STATED TASK
Pick out the lines below with "index" and list them.

DATA BLOCK
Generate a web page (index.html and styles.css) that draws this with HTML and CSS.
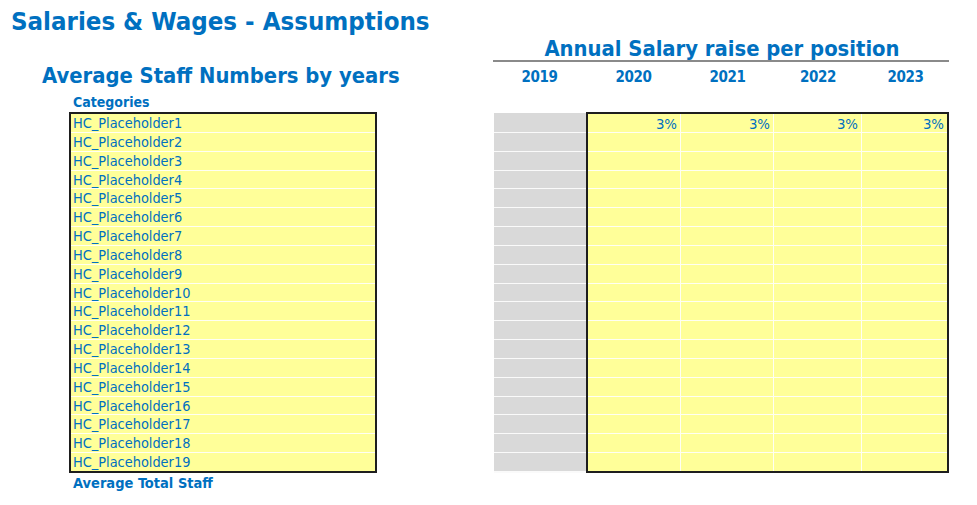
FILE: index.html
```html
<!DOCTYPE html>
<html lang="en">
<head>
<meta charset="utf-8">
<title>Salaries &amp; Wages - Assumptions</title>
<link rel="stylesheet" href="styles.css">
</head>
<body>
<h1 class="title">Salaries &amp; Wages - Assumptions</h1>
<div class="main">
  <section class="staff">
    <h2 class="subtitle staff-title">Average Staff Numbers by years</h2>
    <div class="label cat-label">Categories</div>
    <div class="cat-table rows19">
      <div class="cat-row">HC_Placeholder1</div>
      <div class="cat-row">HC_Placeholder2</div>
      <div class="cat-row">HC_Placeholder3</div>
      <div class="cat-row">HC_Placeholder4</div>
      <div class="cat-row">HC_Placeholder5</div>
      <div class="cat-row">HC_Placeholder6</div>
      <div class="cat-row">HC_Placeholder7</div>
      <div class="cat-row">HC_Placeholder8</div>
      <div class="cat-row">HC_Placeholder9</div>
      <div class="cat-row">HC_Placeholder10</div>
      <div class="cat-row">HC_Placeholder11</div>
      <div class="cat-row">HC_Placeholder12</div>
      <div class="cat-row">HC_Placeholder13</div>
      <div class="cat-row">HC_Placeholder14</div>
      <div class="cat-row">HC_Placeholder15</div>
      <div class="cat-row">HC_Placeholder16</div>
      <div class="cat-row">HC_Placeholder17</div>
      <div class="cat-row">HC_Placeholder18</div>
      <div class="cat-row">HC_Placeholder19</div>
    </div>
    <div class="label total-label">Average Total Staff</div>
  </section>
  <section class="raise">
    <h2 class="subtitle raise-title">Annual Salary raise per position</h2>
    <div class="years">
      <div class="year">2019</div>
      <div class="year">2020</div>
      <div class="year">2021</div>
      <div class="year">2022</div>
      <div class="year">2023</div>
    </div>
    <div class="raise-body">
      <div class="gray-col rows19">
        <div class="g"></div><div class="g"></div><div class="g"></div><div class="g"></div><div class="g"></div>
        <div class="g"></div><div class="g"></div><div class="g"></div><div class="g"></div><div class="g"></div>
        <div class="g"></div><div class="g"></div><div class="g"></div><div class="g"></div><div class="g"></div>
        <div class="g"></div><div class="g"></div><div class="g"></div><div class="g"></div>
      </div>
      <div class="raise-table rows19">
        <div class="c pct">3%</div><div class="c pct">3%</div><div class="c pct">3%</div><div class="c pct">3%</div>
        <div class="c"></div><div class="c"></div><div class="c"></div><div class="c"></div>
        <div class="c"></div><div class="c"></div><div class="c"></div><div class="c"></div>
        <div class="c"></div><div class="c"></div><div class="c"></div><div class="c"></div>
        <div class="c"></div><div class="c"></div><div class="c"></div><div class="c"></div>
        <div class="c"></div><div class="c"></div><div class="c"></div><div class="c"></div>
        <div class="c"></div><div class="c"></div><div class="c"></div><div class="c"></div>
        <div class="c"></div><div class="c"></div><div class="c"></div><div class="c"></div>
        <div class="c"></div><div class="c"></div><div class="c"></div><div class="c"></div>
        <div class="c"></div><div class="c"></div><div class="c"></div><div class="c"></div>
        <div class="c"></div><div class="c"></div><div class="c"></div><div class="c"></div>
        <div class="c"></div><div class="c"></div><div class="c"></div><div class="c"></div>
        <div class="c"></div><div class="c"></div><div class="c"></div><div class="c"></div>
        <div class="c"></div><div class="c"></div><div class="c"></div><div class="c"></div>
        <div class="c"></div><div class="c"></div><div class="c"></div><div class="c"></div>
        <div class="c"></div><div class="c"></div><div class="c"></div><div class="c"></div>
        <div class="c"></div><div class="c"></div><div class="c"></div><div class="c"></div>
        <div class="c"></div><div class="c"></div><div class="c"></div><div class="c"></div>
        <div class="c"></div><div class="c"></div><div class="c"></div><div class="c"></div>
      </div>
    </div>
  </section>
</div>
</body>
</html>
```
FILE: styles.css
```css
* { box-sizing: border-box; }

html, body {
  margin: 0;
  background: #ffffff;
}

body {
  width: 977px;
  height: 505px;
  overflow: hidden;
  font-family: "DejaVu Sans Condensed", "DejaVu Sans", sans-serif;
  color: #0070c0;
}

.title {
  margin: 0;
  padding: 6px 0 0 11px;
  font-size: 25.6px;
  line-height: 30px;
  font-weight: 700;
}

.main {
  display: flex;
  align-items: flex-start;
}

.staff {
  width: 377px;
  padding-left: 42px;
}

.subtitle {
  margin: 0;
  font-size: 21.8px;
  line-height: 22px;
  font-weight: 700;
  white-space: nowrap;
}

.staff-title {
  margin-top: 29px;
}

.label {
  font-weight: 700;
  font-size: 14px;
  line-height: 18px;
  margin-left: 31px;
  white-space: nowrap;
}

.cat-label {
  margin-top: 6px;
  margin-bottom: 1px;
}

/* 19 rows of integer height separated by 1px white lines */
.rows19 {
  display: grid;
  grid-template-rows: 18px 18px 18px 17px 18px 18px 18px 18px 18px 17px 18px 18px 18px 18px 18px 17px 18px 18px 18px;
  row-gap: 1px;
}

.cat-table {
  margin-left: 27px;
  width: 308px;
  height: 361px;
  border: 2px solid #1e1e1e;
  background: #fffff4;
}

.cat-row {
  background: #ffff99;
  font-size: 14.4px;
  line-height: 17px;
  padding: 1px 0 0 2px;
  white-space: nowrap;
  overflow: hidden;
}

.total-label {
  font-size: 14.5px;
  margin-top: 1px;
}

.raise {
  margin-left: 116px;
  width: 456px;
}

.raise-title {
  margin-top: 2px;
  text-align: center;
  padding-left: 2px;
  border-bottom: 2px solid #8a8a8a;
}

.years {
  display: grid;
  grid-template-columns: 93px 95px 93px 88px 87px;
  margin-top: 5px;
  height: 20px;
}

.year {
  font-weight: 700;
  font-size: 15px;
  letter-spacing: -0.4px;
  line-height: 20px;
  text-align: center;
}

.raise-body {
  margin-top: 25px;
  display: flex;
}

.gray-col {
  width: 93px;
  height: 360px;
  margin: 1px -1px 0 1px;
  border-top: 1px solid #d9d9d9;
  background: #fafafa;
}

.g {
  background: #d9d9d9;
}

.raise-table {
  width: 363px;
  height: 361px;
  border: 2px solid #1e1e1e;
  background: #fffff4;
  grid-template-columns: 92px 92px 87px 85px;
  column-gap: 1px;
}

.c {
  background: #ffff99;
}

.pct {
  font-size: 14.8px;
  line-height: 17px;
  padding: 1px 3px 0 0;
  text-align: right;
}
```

SOLUTION BELOW
Generate a web page (index.html and styles.css) that draws this with HTML and CSS.
FILE: index.html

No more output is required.